Martha Graham on the Life-Force of Creativity and the Divine Dissatisfaction of Being an Artist:
“There is a vitality, a life force, an energy, a quickening that is translated through you into action, and because there is only one of you in all of time, this expression is unique. And if you block it, it will never exist through any other medium and it will be lost. The world will not have it. It is not your business to determine how good it is nor how valuable nor how it compares with other expressions. It is your business to keep it yours clearly and directly, to keep the channel open. You do not even have to believe in yourself or your work. You have to keep yourself open and aware to the urges that motivate you. Keep the channel open...No artist is pleased. [There is] no satisfaction whatever at any time. There is only a queer divine dissatisfaction, a blessed unrest that keeps us marching and makes us more alive than the others.”


  1. That last quote, from Martha Graham reminds me of something I've been thinking a lot as I grieve a friend who died recently. He was a musician and I think of the literally thousands of songs he knew, he played, the many that he wrote, and how long it took him to learn and write all of these songs. Literally his entire life was dedicated to his art. He never stopped. Ever. And now, in the blink of an eye, in the exhalation of a last breath, all of that which was his and which he had made his is just gone. This is such a sorrow for me.

    1. And yet, dear Mary, he lives on in you, and now he lives here, too, because you have shared him with us. His work wasn't ever in vain. It enriched you, and does so even now. If it didn't you would not feel such sorrow at his loss. I think your sorrow honors him, and his dedication, and his wonderfully creative life. Thank you for helping us know him.
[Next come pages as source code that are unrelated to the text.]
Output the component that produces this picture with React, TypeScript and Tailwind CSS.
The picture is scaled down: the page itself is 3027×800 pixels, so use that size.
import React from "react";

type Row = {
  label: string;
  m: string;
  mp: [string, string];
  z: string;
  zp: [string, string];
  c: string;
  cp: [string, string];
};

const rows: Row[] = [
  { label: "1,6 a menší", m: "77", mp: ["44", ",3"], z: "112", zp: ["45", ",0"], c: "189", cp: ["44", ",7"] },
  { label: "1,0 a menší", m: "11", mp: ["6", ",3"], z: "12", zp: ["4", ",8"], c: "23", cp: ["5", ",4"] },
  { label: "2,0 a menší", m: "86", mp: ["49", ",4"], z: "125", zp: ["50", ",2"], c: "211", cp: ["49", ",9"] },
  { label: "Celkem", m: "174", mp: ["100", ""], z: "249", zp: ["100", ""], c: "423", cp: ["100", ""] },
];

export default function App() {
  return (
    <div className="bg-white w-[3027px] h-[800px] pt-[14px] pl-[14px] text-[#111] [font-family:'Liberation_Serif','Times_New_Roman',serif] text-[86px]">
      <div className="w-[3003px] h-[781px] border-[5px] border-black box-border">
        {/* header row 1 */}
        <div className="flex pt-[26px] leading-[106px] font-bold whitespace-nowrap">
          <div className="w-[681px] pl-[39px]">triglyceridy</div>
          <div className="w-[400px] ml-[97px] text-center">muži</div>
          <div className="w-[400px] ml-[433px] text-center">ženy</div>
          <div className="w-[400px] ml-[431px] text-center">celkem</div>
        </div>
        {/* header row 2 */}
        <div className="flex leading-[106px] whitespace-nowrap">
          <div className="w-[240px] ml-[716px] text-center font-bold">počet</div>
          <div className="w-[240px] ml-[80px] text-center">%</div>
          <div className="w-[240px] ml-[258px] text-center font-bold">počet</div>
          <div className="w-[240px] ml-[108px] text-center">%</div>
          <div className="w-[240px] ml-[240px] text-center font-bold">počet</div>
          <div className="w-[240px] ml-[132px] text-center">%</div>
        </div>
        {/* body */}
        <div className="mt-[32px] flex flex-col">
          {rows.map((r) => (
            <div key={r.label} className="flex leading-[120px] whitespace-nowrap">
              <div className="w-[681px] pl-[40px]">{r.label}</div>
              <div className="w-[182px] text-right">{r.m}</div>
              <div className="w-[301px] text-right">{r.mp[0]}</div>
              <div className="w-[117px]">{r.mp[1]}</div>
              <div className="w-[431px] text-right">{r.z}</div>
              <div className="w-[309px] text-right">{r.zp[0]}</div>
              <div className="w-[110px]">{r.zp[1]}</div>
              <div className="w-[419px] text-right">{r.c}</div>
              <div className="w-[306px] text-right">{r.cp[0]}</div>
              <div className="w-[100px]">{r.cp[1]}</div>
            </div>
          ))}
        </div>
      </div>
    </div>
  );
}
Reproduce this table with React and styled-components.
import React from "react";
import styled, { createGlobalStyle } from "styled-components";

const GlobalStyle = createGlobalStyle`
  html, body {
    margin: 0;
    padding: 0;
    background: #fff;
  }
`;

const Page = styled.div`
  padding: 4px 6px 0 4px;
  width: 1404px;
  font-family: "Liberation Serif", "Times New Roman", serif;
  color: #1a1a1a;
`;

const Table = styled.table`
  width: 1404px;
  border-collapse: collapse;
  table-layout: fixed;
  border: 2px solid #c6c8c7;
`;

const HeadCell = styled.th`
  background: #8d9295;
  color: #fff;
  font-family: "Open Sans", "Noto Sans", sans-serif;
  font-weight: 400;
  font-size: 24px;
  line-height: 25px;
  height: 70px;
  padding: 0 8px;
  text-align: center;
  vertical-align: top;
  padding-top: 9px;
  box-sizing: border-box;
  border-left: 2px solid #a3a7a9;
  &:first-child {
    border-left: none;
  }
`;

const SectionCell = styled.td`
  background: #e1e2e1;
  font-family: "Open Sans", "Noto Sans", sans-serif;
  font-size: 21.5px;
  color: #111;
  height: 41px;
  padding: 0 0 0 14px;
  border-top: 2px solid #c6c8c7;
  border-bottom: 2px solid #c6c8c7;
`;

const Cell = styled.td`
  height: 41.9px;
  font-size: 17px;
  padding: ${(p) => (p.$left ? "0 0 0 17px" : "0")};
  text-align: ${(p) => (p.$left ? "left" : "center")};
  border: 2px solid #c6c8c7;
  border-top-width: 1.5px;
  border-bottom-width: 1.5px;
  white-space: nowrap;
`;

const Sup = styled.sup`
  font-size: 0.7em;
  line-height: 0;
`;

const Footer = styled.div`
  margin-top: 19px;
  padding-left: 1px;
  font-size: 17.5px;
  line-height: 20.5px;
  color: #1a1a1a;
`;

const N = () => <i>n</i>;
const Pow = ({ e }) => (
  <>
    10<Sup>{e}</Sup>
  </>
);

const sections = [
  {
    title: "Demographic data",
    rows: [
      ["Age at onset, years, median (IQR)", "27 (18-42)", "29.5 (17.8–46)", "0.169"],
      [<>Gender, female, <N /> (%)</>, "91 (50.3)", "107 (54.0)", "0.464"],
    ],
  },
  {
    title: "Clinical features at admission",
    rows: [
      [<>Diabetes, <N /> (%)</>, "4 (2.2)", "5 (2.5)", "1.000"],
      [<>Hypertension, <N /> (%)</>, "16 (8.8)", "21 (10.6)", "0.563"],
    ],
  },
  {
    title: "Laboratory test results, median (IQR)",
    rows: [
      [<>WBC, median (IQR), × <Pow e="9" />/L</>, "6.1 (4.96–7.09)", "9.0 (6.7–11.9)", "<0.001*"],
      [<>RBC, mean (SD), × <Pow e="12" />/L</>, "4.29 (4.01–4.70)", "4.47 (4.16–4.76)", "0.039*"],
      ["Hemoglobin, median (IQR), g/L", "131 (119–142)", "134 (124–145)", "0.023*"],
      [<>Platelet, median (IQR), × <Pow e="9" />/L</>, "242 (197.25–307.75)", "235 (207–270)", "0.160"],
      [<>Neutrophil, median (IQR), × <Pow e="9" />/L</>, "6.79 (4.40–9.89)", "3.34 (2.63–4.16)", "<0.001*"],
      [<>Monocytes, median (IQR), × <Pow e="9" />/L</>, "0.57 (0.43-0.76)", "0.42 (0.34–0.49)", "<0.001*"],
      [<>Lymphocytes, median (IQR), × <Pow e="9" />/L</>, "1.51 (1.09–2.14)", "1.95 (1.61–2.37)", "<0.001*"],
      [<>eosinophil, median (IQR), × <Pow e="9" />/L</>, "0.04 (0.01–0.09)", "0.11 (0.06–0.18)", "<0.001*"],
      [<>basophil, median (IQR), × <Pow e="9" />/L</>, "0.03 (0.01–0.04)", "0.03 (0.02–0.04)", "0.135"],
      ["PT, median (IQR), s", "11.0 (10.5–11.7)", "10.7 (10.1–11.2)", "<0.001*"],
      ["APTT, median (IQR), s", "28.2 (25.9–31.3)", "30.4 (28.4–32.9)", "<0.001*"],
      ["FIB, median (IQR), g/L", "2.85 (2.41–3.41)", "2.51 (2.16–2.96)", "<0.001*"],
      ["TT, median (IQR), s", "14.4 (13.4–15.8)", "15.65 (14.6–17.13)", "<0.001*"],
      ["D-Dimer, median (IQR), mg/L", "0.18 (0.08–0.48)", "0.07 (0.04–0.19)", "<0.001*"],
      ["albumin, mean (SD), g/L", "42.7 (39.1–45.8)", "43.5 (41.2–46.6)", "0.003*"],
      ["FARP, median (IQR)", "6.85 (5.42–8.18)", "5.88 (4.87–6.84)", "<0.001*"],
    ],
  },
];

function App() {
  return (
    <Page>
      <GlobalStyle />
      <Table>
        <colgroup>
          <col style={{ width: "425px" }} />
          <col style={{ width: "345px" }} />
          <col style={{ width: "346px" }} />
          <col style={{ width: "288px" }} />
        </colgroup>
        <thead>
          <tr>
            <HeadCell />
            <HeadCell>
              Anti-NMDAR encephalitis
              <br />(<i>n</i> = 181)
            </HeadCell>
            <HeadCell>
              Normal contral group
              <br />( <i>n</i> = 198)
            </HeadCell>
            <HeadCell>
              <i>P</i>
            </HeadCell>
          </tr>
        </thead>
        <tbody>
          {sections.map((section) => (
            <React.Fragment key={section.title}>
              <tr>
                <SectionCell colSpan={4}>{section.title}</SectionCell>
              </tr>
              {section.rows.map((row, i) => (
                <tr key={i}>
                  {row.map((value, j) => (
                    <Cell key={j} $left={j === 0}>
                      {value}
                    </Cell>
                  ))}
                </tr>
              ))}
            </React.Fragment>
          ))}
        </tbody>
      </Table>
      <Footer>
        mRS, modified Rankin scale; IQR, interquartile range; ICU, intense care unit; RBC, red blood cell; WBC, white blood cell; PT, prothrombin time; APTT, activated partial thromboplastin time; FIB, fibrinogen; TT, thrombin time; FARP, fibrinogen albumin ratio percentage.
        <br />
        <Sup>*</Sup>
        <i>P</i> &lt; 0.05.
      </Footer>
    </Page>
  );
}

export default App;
  2. I love this post. That first quote will be printed out and added to my growing stack of my favourites.

    I hope your writing is going well.

  3. I like the ideas of "stubborn gladness" (which we all need to maintain!) and finding those buried jewels.

  4. Something is always born of excess: great art was born of great terrors, great loneliness, great inhibitions, instabilities, and it always balances them.

    Oh I so much needed to read that exact sentence this morning. Thank you.

  5. "Brain Pickings" is a treasure of written and visual inspiration. So many links to follow that lead to more links. Always a fruitful use of one's time. Good to read the Martha Graham quote again today. Many years ago, my mother went to an art opening where she was handed a piece of paper with that quote on it. My mother stopped writing poetry and short stories, but she continued to write letters until a few days before she died unexpectedly in 1993. That quote was included in a letter years before she died. Good to remember that affirmation from my mother who was both an artist and a writer. Now it is connected in my mind with you.

    I'm intrigued by the photograph. Reflections and light within.

  6. Loved reading these quotes, and most especially this, "because there is only one of you in all of time..." How easy it is to forget that.

  7. some great thoughts for the day. "the divine dissatisfaction of being an artist"...I can certainly relate to that. my husband will tell you I am never satisfied with any finished work. which is true and not true all at the same time. "the art of living in a state of uninterrupted marvel"...I love this. and "stubborn gladness" and all that conjures up.

  8. "No artist is pleased."

    The best. Always true.

  9. Thank you, I do get happily lost in Brain Pickings, the chosen quotes in this post have set me off and the thoughts are pin balls pinging off the sides of my brain, my whole self! Turned on! Last night I watched PBS , the life and works of Eva Hesse, find it if you can, remarkable!! You may have watched it already, I think it is up your alley. Inspired by playfulness and being- glad in spite of life's horror.

  10. "He told them they must live their most creative lives as a means of fighting back against the ruthless furnace of this world." How this line speaks to me. Thank you for that. The Martha Graham quote also bears thinking about, as I keep stalling and self-censoring in my blogging now, and as I "think about" rather than "do" my sewing and crafting projects. Even those of us who do very small creative things need to read these words.

  11. So much to read -- and that Brain Pickings woman is a marvel, isn't she? What an incredible curator -- I wonder exactly how she does it -- does she have a staff?

  12. Martha Graham on not determining how valuable or how good our work is gives me FREEDOM. I've been reading lately about listening to our lineages and ancestry--both of our blood and of our craft, and how each of us will have our own particular lineage of those who have gone before us in our creative work. I'm adding Gilbert, Nin, and Graham to mine.